— begin EXERCISE MATERIAL —

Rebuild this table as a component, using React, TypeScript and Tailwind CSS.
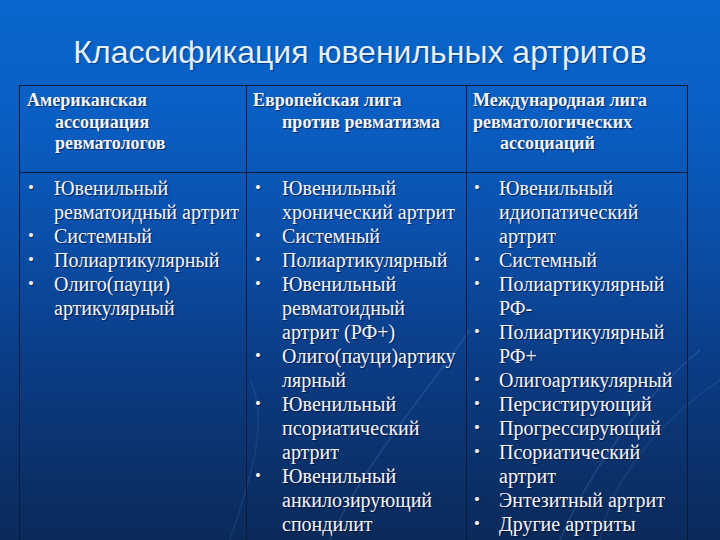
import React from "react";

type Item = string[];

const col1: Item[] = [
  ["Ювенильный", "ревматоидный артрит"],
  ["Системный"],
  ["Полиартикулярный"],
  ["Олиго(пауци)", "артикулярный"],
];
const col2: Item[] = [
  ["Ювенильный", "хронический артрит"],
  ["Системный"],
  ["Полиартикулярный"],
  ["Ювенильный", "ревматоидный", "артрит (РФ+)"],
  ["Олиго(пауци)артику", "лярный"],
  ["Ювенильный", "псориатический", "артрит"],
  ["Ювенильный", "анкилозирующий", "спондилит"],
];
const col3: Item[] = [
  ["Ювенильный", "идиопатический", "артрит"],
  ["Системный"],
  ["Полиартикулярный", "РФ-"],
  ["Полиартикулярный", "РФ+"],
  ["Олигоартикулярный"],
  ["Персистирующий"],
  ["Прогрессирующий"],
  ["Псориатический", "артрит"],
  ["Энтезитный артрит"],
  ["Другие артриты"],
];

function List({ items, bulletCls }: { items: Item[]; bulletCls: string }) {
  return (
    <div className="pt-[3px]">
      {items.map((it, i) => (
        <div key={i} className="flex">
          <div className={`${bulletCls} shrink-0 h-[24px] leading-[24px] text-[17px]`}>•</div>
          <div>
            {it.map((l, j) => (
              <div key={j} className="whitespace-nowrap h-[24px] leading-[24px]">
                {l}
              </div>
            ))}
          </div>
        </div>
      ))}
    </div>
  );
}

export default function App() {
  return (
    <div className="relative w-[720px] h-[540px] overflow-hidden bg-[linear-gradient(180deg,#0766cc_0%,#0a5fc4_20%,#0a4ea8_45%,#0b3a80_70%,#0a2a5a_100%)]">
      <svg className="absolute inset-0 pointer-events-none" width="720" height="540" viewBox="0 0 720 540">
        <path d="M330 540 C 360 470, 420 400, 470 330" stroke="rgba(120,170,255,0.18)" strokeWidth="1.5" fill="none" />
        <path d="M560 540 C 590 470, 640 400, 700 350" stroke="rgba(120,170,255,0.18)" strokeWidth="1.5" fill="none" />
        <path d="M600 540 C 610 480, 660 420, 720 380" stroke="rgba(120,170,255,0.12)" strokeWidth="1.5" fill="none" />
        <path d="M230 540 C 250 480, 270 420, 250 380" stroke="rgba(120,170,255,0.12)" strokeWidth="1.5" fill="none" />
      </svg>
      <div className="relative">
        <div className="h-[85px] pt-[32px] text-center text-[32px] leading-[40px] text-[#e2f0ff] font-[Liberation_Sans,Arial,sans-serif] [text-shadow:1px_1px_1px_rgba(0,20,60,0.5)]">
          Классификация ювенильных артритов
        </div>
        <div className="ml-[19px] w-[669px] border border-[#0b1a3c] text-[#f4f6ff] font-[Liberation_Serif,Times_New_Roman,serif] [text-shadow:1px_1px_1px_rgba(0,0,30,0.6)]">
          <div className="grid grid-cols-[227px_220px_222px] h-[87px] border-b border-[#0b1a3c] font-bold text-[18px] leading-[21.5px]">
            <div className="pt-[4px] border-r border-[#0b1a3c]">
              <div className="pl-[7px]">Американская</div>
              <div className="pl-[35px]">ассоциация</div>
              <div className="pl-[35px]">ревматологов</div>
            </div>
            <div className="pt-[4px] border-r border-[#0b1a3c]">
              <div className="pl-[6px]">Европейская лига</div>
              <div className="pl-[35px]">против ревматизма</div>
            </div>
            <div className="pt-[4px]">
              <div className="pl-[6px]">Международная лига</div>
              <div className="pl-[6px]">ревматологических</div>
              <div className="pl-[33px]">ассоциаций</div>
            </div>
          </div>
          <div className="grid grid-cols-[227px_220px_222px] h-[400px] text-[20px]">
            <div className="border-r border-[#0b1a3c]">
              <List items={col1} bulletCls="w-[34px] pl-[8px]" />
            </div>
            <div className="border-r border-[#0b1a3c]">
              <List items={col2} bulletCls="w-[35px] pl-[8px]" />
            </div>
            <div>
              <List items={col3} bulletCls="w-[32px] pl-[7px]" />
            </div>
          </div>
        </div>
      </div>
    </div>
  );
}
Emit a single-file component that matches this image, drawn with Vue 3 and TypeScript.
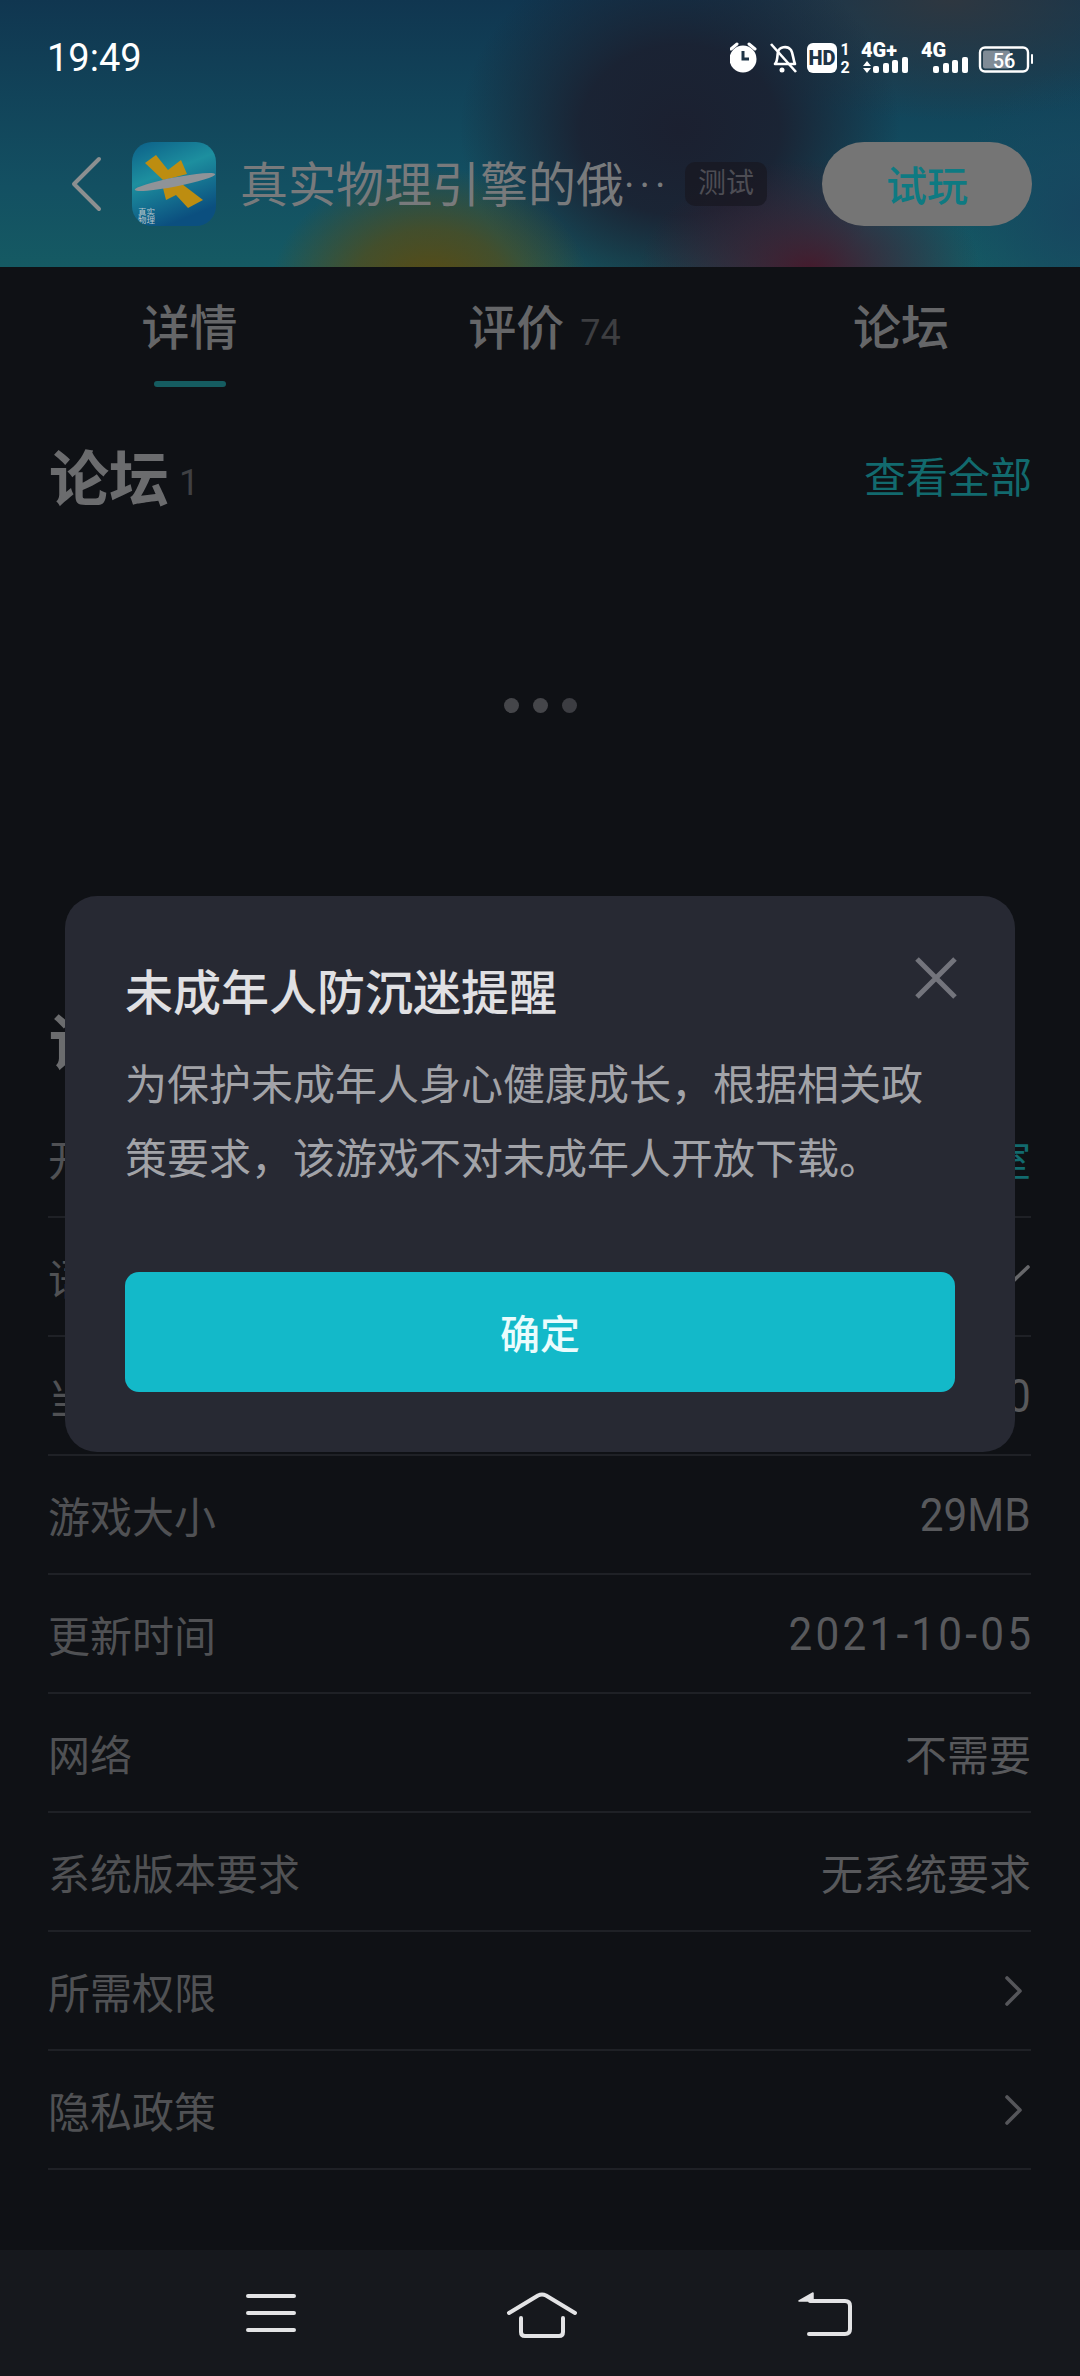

— end EXERCISE MATERIAL —

■ EXERCISE: Begin at the top of the material above and output each line exactly, stopping after the line that holds "type Item = string[];". Leave out pictures.

■ WORKED SOLUTION:
Rebuild this table as a component, using React, TypeScript and Tailwind CSS.
import React from "react";

type Item = string[];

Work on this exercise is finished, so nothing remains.